We walked, and came upon questions not answers. Later, with luck, we would know something, or at least begin to feel something in our bones. For the moment we registered only questions. What was the meaning of that alarming fish-stink, creeping up from the southern streets as bold as an invading army? Those lofty houses in Arthur Bunder Road – they had an anomalous air. Their position shouted commerce, but the elegant, time-worn wooden tracery of their galleries suggested the sensibility of artists. Were statues in honour of Indians permissible? We children wondered at that. In the world we had just left, statutes represented white men – kings, politicians, generals, men with the rape of society and many capital murders under their belts – or occasionally the freaky presence of a woman. But that figure of Sivaji on a horse, he seemed to have a look of provocation that would be worrying to governors of empire.
And what lesion of the imagination had caused such bloated, disordered buildings as the Taj Mahal Hotel or, even more grotesque, Victoria Terminus station? Castles in the air, forced on by overwrought ambitions, these dreams somehow solidified into stone. Yet blasted by the city’s sunrays they rose above the tumult with cockeyed gaiety. Each, in its own way, was a hive for a portion of the multitude. The rich and the up-and-coming and their fawning acolytes rustled money and peddled influence in the vast byzantine-baronial halls and bars of the Taj Mahal, while poor workers and a desperate scrum of downward-descending populace made bleak home under the aspiring squiggles and fol-de-rols of Victoria Terminus.
After a day we were tired of wading among people, so thick was the density on the streets. To feel this city, to test the texture of it, was a strenuous business. Having sweated the downtown avenues we went over to Back Bay in search of a breeze, past the cricket ground and along Marine Drive. We were heading slowly, with many stops and with help from rickshaw or tonga, for Malabar Hill, a bold city flank still with remnants of green cover, which spoke of exclusivity in this place of seared grass and the heat-palpitating daze of the streets. We no longer talked much. We children were grumpy, and our father now had the martyred air of the put-upon parent. In the jostling mob of vendors round Chowpatty Beach his temper slipped a bit, both with the crowd and with us. This urban chaos was not a soldier’s India. This was the sort of uproar that civil society got itself into, a folly that soldiers could not mend. At least my father recognized that, but he was sufficiently military to regret the loss of discipline and to bridle at the liberties of the hustlers. For the Raj, however well-intentioned, when stretched and annoyed fell back on a fundamental demand for space and deference. Even the best of white men were tainted with a sense of superiority.

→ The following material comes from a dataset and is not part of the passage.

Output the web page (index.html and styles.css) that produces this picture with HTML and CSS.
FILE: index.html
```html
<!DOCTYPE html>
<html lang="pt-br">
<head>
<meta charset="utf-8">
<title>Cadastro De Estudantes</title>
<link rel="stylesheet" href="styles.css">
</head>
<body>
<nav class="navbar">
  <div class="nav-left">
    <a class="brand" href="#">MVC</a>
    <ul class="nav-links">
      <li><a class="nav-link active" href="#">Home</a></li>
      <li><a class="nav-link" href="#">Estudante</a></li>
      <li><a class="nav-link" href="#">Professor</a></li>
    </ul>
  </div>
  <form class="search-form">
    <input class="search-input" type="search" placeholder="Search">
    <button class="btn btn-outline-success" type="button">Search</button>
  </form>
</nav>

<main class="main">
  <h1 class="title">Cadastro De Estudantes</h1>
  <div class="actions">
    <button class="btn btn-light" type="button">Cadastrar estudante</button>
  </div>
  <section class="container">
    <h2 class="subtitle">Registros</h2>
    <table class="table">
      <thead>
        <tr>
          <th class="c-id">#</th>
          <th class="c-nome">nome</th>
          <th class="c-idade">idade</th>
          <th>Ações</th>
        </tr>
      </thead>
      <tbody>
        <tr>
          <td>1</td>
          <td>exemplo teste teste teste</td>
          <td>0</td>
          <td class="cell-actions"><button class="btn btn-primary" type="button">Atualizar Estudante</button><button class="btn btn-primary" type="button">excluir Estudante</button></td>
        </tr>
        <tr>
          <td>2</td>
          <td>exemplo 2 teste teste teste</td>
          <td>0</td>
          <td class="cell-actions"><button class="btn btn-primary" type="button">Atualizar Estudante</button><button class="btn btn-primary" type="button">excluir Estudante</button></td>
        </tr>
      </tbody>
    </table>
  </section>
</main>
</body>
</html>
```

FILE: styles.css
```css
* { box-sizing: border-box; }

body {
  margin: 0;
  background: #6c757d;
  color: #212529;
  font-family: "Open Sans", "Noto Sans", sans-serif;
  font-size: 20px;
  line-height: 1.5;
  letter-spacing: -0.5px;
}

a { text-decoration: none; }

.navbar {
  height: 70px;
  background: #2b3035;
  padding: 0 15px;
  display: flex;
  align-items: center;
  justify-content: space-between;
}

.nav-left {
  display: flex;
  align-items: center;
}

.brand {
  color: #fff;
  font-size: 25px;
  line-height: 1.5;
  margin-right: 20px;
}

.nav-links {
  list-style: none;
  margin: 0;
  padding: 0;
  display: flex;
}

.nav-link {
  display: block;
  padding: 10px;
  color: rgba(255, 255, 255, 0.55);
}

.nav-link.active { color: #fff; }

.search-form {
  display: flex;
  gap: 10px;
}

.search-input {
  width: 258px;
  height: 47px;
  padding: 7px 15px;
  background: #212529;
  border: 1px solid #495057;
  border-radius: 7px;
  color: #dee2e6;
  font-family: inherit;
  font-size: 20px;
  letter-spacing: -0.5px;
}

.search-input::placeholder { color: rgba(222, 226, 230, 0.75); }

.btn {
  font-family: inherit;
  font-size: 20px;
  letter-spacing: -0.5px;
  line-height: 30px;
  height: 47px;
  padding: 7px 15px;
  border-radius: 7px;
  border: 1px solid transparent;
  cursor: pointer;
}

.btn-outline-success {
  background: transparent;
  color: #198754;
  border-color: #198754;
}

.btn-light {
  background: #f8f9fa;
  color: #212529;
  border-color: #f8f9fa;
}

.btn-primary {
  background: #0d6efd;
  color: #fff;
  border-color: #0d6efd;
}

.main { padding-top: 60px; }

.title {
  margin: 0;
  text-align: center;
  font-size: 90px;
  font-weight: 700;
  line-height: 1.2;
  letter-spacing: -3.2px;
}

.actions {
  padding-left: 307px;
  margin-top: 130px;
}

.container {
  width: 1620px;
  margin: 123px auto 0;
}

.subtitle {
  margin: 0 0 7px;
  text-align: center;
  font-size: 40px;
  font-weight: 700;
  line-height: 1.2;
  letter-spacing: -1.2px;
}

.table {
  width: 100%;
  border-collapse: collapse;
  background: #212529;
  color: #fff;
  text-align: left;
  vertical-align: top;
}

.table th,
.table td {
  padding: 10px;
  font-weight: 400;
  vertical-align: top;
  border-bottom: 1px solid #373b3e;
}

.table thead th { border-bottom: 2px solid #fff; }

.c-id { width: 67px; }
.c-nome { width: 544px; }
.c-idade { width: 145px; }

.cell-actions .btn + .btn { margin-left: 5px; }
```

‘Make way there,’ he ordered in parade-ground manner, using his height and his elbows to lever a way through. From time to time he added something in military Urdu, bringing a flush to his own face, though it did nothing to quiet the babble pressing upon us.

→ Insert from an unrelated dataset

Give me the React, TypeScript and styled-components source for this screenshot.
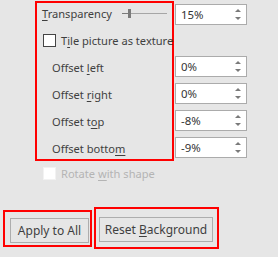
import React from "react";
import styled, { createGlobalStyle } from "styled-components";

const GlobalStyle = createGlobalStyle`
  body {
    margin: 0;
    background: #e6e6e6;
    font-family: "Noto Sans", "Open Sans", sans-serif;
    font-size: 11.1px;
    color: #3f3f3f;
  }
`;

const Page = styled.div`
  width: 278px;
  height: 257px;
  display: flex;
  flex-direction: column;
`;

const TopSection = styled.div`
  display: flex;
  padding-left: 35px;
`;

const Highlight = styled.div`
  border: 2px solid #ff0000;
  box-sizing: border-box;
`;

const OptionsBox = styled(Highlight)`
  width: 139px;
  height: 160px;
  margin-top: 1px;
`;

const Rows = styled.div`
  margin-top: -3px;
  display: flex;
  flex-direction: column;
`;

const Row = styled.div<{ $indent: number }>`
  height: 27px;
  display: flex;
  align-items: center;
  padding-left: ${(p) => p.$indent}px;
  white-space: nowrap;
`;

const Key = styled.span`
  text-decoration: underline;
  text-underline-offset: 2px;
`;

const Slider = styled.div`
  position: relative;
  margin-left: auto;
  margin-right: 5px;
  width: 45px;
  height: 9px;
  display: flex;
  align-items: center;
`;

const Track = styled.div`
  flex: 1;
  height: 1px;
  background: linear-gradient(to right, #7a7a7a 0 6px, #a6a6a6 6px);
`;

const Thumb = styled.div`
  position: absolute;
  left: 6px;
  top: 0;
  width: 3px;
  height: 9px;
  background: #7a7a7a;
`;

const CheckBox = styled.span<{ $disabled?: boolean }>`
  width: 11px;
  height: 11px;
  border: 1px solid ${(p) => (p.$disabled ? "#f2f2f2" : "#444444")};
  background: #ffffff;
  margin-right: 5px;
  flex-shrink: 0;
`;

const SpinColumn = styled.div`
  display: flex;
  flex-direction: column;
  gap: 6px;
  margin-left: 1px;
  padding-top: 4px;
`;

const SpinBox = styled.div<{ $gapBefore?: number }>`
  width: 72px;
  height: 21px;
  box-sizing: border-box;
  border: 1px solid #ababab;
  background: #ffffff;
  display: flex;
  align-items: center;
  justify-content: space-between;
  padding-left: 5px;
  padding-right: 5px;
  margin-top: ${(p) => p.$gapBefore ?? 0}px;
  color: #333333;
  font-size: 11.4px;
`;

const Arrows = styled.div`
  display: flex;
  flex-direction: column;
  justify-content: space-between;
  height: 11px;
`;

const Arrow = styled.span<{ $up?: boolean }>`
  width: 0;
  height: 0;
  border-left: 3px solid transparent;
  border-right: 3px solid transparent;
  ${(p) =>
    p.$up
      ? "border-bottom: 3px solid #7a7a7a;"
      : "border-top: 3px solid #7a7a7a;"}
`;

const DisabledRow = styled.div`
  height: 24px;
  display: flex;
  align-items: center;
  padding-left: 43px;
  color: #b4b4b4;
`;

const ButtonBar = styled.div`
  display: flex;
  align-items: center;
  gap: 2px;
  margin-top: 22px;
  padding-left: 3px;
`;

const ApplyFrame = styled(Highlight)`
  width: 89px;
  height: 37px;
  display: flex;
  align-items: flex-end;
  padding: 0 0 2px 5px;
`;

const ResetFrame = styled(Highlight)`
  width: 125px;
  height: 42px;
  display: flex;
  align-items: flex-start;
  padding: 8px 0 0 3px;
`;

const Button = styled.div<{ $width: number }>`
  width: ${(p) => p.$width}px;
  height: 25px;
  box-sizing: border-box;
  border: 1px solid #adadad;
  background: #e6e6e6;
  display: flex;
  align-items: center;
  justify-content: center;
  color: #3f3f3f;
  font-size: 12px;
`;

const spins = [
  { value: "15%", gap: 0 },
  { value: "0%", gap: 25 },
  { value: "0%", gap: 0 },
  { value: "-8%", gap: 0 },
  { value: "-9%", gap: 0 },
];

const Spin: React.FC<{ value: string; gap: number }> = ({ value, gap }) => (
  <SpinBox $gapBefore={gap}>
    <span>{value}</span>
    <Arrows>
      <Arrow $up />
      <Arrow />
    </Arrows>
  </SpinBox>
);

export default function App() {
  return (
    <Page>
      <GlobalStyle />
      <TopSection>
        <OptionsBox>
          <Rows>
            <Row $indent={5}>
              <span>
                <Key>T</Key>ransparency
              </span>
              <Slider>
                <Track />
                <Thumb />
              </Slider>
            </Row>
            <Row $indent={6}>
              <CheckBox />
              <span>
                T<Key>i</Key>le picture as texture
              </span>
            </Row>
            <Row $indent={15}>
              <span>
                Offset <Key>l</Key>eft
              </span>
            </Row>
            <Row $indent={15}>
              <span>
                Offset <Key>r</Key>ight
              </span>
            </Row>
            <Row $indent={15}>
              <span>
                Offset t<Key>o</Key>p
              </span>
            </Row>
            <Row $indent={15}>
              <span>
                Offset botto<Key>m</Key>
              </span>
            </Row>
          </Rows>
        </OptionsBox>
        <SpinColumn>
          {spins.map((s, i) => (
            <Spin key={i} value={s.value} gap={s.gap} />
          ))}
        </SpinColumn>
      </TopSection>
      <DisabledRow>
        <CheckBox $disabled />
        <span>
          Rotate <Key>w</Key>ith shape
        </span>
      </DisabledRow>
      <ButtonBar>
        <ApplyFrame>
          <Button $width={79}>Apply to All</Button>
        </ApplyFrame>
        <ResetFrame>
          <Button $width={114}>
            <span>
              Reset <Key>B</Key>ackground
            </span>
          </Button>
        </ResetFrame>
      </ButtonBar>
    </Page>
  );
}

But we children were transfixed by the excited, unlicensed weirdness of it all, with hands offering us strange comforts on all sides. Our father was not pleased and turned a frosty eye on us.
‘No, most certainly not,’ he snapped as we clamoured for bhel puri or a samosa or a bhaji. ‘What would your mother say? Look at the flies and the filth. And in all this heat and dust.’

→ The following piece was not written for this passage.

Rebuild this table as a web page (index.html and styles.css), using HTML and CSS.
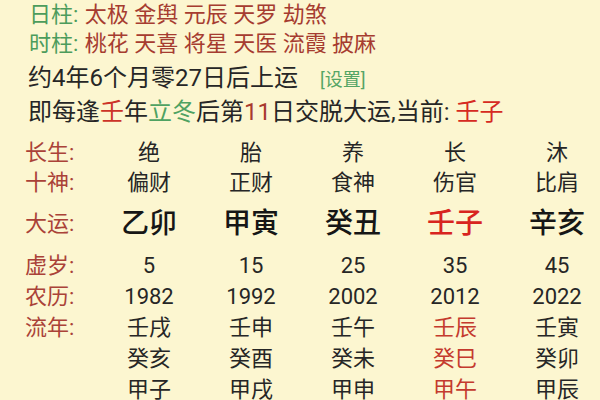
FILE: index.html
```html
<!DOCTYPE html>
<html lang="zh-CN">
<head>
<meta charset="utf-8">
<link rel="stylesheet" href="styles.css">
</head>
<body>
<div class="page">
  <div class="shensha">
    <div class="sline"><span class="g">日柱</span><span class="g colon">:</span> <span class="r">太极 金舆 元辰 天罗 劫煞</span></div>
    <div class="sline"><span class="g">时柱</span><span class="g colon">:</span> <span class="r">桃花 天喜 将星 天医 流霞 披麻</span></div>
  </div>
  <div class="info">
    <div class="iline">约4年6个月零27日后上运<span class="set">[设置]</span></div>
    <div class="iline">即每逢<span class="red">壬</span>年<span class="grn">立冬</span>后第<span class="br">11</span>日交脱大运,当前: <span class="cur">壬子</span></div>
  </div>
  <div class="table">
    <div class="row">
      <div class="lab">长生:</div>
      <div class="c">绝</div><div class="c">胎</div><div class="c">养</div><div class="c">长</div><div class="c">沐</div>
    </div>
    <div class="row">
      <div class="lab">十神:</div>
      <div class="c">偏财</div><div class="c">正财</div><div class="c">食神</div><div class="c">伤官</div><div class="c">比肩</div>
    </div>
    <div class="row big">
      <div class="lab">大运:</div>
      <div class="c">乙卯</div><div class="c">甲寅</div><div class="c">癸丑</div><div class="c now">壬子</div><div class="c">辛亥</div>
    </div>
    <div class="row">
      <div class="lab">虚岁:</div>
      <div class="c">5</div><div class="c">15</div><div class="c">25</div><div class="c">35</div><div class="c">45</div>
    </div>
    <div class="row">
      <div class="lab">农历:</div>
      <div class="c">1982</div><div class="c">1992</div><div class="c">2002</div><div class="c">2012</div><div class="c">2022</div>
    </div>
    <div class="row">
      <div class="lab">流年:</div>
      <div class="c">壬戌</div><div class="c">壬申</div><div class="c">壬午</div><div class="c hl">壬辰</div><div class="c">壬寅</div>
    </div>
    <div class="row">
      <div class="lab"></div>
      <div class="c">癸亥</div><div class="c">癸酉</div><div class="c">癸未</div><div class="c hl">癸巳</div><div class="c">癸卯</div>
    </div>
    <div class="row">
      <div class="lab"></div>
      <div class="c">甲子</div><div class="c">甲戌</div><div class="c">甲申</div><div class="c hl">甲午</div><div class="c">甲辰</div>
    </div>
  </div>
</div>
</body>
</html>
```

FILE: styles.css
```css
html, body {
  margin: 0;
  padding: 0;
  background: #fcf6d0;
  overflow: hidden;
}
body {
  width: 600px;
  height: 400px;
  font-family: Roboto, "Noto Sans CJK SC", sans-serif;
  font-size: 22px;
  color: #262626;
}
.page {
  display: flex;
  flex-direction: column;
}
.shensha {
  padding-left: 29px;
}
.sline {
  height: 29px;
  line-height: 29px;
  white-space: nowrap;
}
.g { color: #4c9c5c; }
.colon { margin-right: 1px; }
.r { color: #a63c30; }
.info {
  padding-left: 28px;
  margin-top: 3px;
  font-size: 24px;
}
.iline {
  height: 34px;
  line-height: 34px;
  white-space: nowrap;
}
.set {
  color: #55a565;
  font-size: 18px;
  margin-left: 22px;
}
.red { color: #cc3328; }
.grn { color: #4fa262; }
.br { color: #a83a2e; }
.cur { color: #d62a22; }
.table {
  margin-top: 9px;
  padding-left: 25px;
  display: flex;
  flex-direction: column;
}
.row {
  display: grid;
  grid-template-columns: 73px repeat(5, 102px);
  height: 31px;
  line-height: 31px;
  white-space: nowrap;
}
.row:first-child,
.row:nth-child(2) {
  height: 30px;
  line-height: 30px;
}
.row.big {
  height: 52px;
  line-height: 52px;
}
.lab {
  color: #aa4238;
}
.c {
  text-align: center;
}
.big .c {
  font-size: 28px;
  font-weight: 500;
  color: #161616;
}
.big .c.now {
  color: #d8241e;
}
.c.hl {
  color: #c43a2e;
}
```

The day was hot and we could have done with something wet and cold, but the kulfi looked as suspicious as the rest of the food. So the ice-cream was also forbidden us. My father was never subject to the sudden whims of taste. I remember a much later occasion, on a sizzling day in Italy. I had cajoled him into trying an ice-cream cone, just because I wanted one. His composed face licked the dripping cone impassively, granting me a favour rather than satisfying himself.
But for the moment, at Chowpatty Beach, he went so far as to allow us a paper twist full of peanuts.
The sea off the Beach looked greasy with spoil and the water under this film too sluggish to heave itself into waves. It crept into shore bearing an offering of queasy odours. Dusting vendors and beggars from his path with firm sweeps of his arm my father led us almost at a trot towards the Hill, seeking shade and a temporary escape from the painful asking in the faces of the hustlers. We fled into crooked ascending alleys, past the priests and the pilgrims of Balbunath Mandir, sidling around the flanks of loose wandering cows that were blocking the mêlée with the insolence of their holy state and favouring pilgrims with long doleful looks from under silken eyelashes. We mounted steps broken by weather and neglect, through steep woods to the ridge road. On the ri
dge, the views were very fine and the road led, with an air of inevitability, to more temples. Perhaps from this time began the feeling, which only later could I put into words, that this land was much trodden by the gods.
But my father, who had very little religious sensibility, was puzzled as to who owned what. Surely that was another Hindu shrine? No, it was a Jain temple, as neat and solemn and composed as the Jains themselves, with the shoes of the worshippers in orderly racks beside the door. But that, further down the road, was the famous Walukeshwar Mandir, where Shiva had done something bold – I believe my father mentioned the Ramayana, though the details of the story escaped him – and left a characteristic lingam as evidence of his godly potency.
My father was anxious to skirt around that topic and merely mumbled gruffly that ‘we’d learn about all that soon enough’. He could not bring together the legacy of the Methodist morality of his upbringing with the unblushing sexual iconography of the Hindu gods.
Below the temple, down a rough slope, was Banganga Tank, an inviting pool despite the green scummy bloom on the water. Rama’s arrow had struck out the spring that fed this pool, and thus it became a holy bathing-place for believers. On an ordinary day it was nothing much, cool and peaceful and unhealthy amid the circling tenements, a resting place for the slum-dwellers and the dhobi-wallahs of the nearby shore who washed laundry next to the burning-ghats of the dead.
After a couple of days my brother and I were done with these sticky, aggravating city marches. We slopped along in our father’s trail more and more slowly, keen to get cool, to give ourselves the indulgence of a day’s swimming. But even in search of a pool we could not get out of the shadow of religion. On the western shore quite close together, stood the contrasting shrines of the Muslim saint Haji Ali and of the Hindu goddess Lakshmi, Bombay’s favourite deity and the provider of prosperity and beauty, both of which were needed in large measure to make a mark in the fabulous grime of this city.